While going through a book (Lectures on Boolean algebra, Halmos) I got struck at the following question :
Prove that every Boolean ring without a unit can be embedded in a Boolean ring with a unit.
If possible, give me an elementary proof of the theorem.
On
The most elementary proof is to consider $A'=\mathbf{2}\times A$, where $\mathbf{2}=\{0,1\}$ is the two element boolean ring. The operations are defined by
\begin{gather} (\alpha,a)+(\beta,b)=(\alpha+\beta,a+b)\\ (\alpha,a)(\beta,b)=(\alpha\beta,\alpha b+a\beta+ab) \end{gather} and $0a=0$, $1a=a$ by definition.
Proving that the axioms of rings are satisfied is easy. The map $A\to A'$ defined by $a\mapsto(0,a)$ is a ring homomorphism. Moreover $$ (\alpha,a)^2=(\alpha^2,\alpha a+a\alpha+a^2)=(\alpha,a) $$ so it is a Boolean ring. It has a unit, because $$ (\alpha,a)(1,0)=(\alpha,a). $$
This is the same as the usual Dorroh extension for generic rings (or $\mathbb{Z}$-algebras), only we use the fact that $A$ is a $\mathbf{2}$-algebra.
We are basically adding a complement to each element: indeed $(1,0)+(0,a)=(1,a)$, so $(1,a)$ is the complement of $(0,a)$.
Part of modern, abstract algebra is turning imagination into reality by fiat. This is a rather general technique: say you have some concrete object $A$ and you want an element with property $P$: then just adjoin a formal element to $A$ and quotient the result by the collection of all relations that must be satisfied by that element in order for that element to have property $P$. This approach can be used for multiple different elements, and in multiple different contexts (rings, groups, fields, etc.).

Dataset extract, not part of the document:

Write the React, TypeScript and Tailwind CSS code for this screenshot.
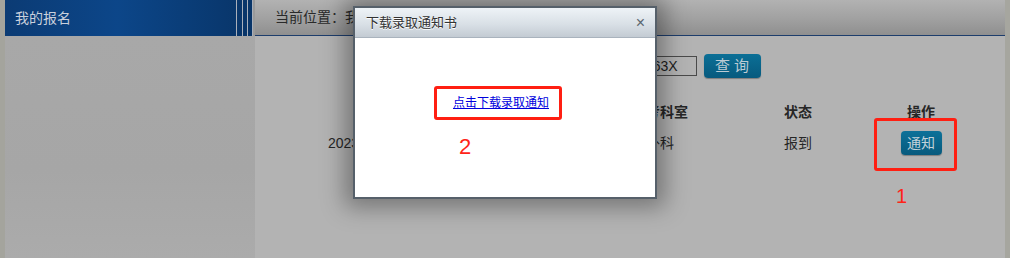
import React from "react";

const font = { fontFamily: '"Liberation Sans", "Noto Sans CJK SC", sans-serif' };

const columns = "grid grid-cols-[246px_74px_140px_136px_110px]";

function Sidebar() {
  return (
    <div className="w-[250px] shrink-0 flex flex-col bg-[#a6a6a6]">
      <div className="h-[36px] flex bg-[linear-gradient(90deg,#0b3b74_0%,#0c4689_45%,#083467_100%)]">
        <div className="flex-1 flex items-center pl-[10px] text-[14px] text-[#c9d0dc]">我的报名</div>
        <div className="flex h-full">
          <div className="w-px bg-[#a9b0bb]" />
          <div className="w-[5px]" />
          <div className="w-px bg-[#a9b0bb]" />
          <div className="w-[4px]" />
          <div className="w-px bg-[#a9b0bb]" />
          <div className="w-[4px]" />
          <div className="w-px bg-[#a9b0bb]" />
          <div className="w-[2px] bg-[#9a9a9a]" />
        </div>
      </div>
      <div className="flex-1 bg-[linear-gradient(180deg,#a8a8a8_0%,#a6a6a6_60%,#ababab_100%)]" />
    </div>
  );
}

function Main() {
  return (
    <div className="flex-1 flex flex-col bg-[#b3b3b3]">
      <div className="h-[35px] flex items-center pl-[20px] text-[14px] text-[#2a2a2a] bg-[linear-gradient(180deg,#b2b2b2_0%,#a2a2a2_50%,#8f8f8f_100%)]">
        当前位置：我的报名
      </div>
      <div className="h-px bg-[#1d3d6c]" />
      <div className="flex items-center h-[24px] mt-[18px] pl-[203px] gap-[7px]">
        <span className="w-[65px] text-[13px] text-[#2a2a2a]">身份证号：</span>
        <div className="w-[167px] h-[20px] border border-[#4a4a4a] flex items-center pl-[5px] text-[14px] text-[#1e1e1e] bg-[#b3b3b3]">
          41018219950101563X
        </div>
        <button className="w-[57px] h-[24px] rounded-[4px] bg-[linear-gradient(180deg,#0b6f96_0%,#075a7e_100%)] text-[15px] text-[#bccbd4] tracking-[4px] pl-[3px] shadow-[0_1px_1px_rgba(0,0,0,0.3)]">
          查询
        </button>
      </div>
      <div className={`${columns} ml-[15px] mt-[24px] h-[18px] items-center text-[14px] font-bold text-[#262626] text-center`}>
        <div>报名时间</div>
        <div>姓名</div>
        <div>报考科室</div>
        <div>状态</div>
        <div>操作</div>
      </div>
      <div className={`${columns} ml-[15px] mt-[10px] h-[26px] items-center text-[14px] text-[#262626] text-center`}>
        <div>2023-07-15 10:23:45</div>
        <div>张三</div>
        <div>外科</div>
        <div>报到</div>
        <div className="flex justify-center">
          <button className="w-[41px] h-[24px] rounded-[4px] bg-[linear-gradient(180deg,#0d7199_0%,#075a7d_100%)] text-[14px] text-[#c2d2da] shadow-[0_1px_1px_rgba(0,0,0,0.3)]">
            通知
          </button>
        </div>
      </div>
    </div>
  );
}

function Dialog() {
  return (
    <div className="absolute left-[353px] top-[6px] w-[304px] h-[193px] border-2 border-[#56606a] bg-white flex flex-col shadow-[0_0_22px_8px_rgba(0,0,0,0.35)]">
      <div className="h-[30px] flex items-center justify-between pl-[11px] pr-[10px] border-b border-[#a9b3bd] bg-[linear-gradient(180deg,#eef3f7_0%,#d9e0e6_55%,#c3cbd3_100%)]">
        <span className="text-[13px] text-[#333] [text-shadow:0_1px_0_#fff]">下载录取通知书</span>
        <span className="text-[16px] leading-none text-[#5b6670]">×</span>
      </div>
      <div className="flex-1 flex flex-col items-center pt-[56px]">
        <a href="#" className="text-[12px] text-[#0000dd] underline mr-[8px]">
          点击下载录取通知
        </a>
      </div>
    </div>
  );
}

export default function App() {
  return (
    <div className="relative w-[1010px] h-[258px] overflow-hidden flex bg-[#a5a59e]" style={font}>
      <div className="w-[5px] shrink-0 bg-[#a4a49d]" />
      <Sidebar />
      <Main />
      <div className="w-[5px] shrink-0 bg-[#a6a69f]" />
      <Dialog />
      <div className="absolute left-[434px] top-[86px] w-[128px] h-[34px] border-[3px] border-[#ff1f12] rounded-[3px]" />
      <div className="absolute left-[459px] top-[136px] text-[22px] leading-none text-[#ff2418]">2</div>
      <div className="absolute left-[874px] top-[118px] w-[83px] h-[53px] border-[3px] border-[#ff1f12] rounded-[3px]" />
      <div className="absolute left-[896px] top-[186px] text-[20px] leading-none text-[#ff2418]">1</div>
    </div>
  );
}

Now say $A$ is a Boolean ring (so it is commutative and has characteristic two, remember). We want a new element $\epsilon$ in it that acts as the identity. What relations does the identity need to satisfy; can you turn these relations into an ideal to quotient $A[\epsilon]$ by? Now you simply need to check that the quotient $A[\epsilon]/I$ is Boolean and unital and contains a copy of $A$ (i.e. $A\to A[\epsilon]/I$ is injective).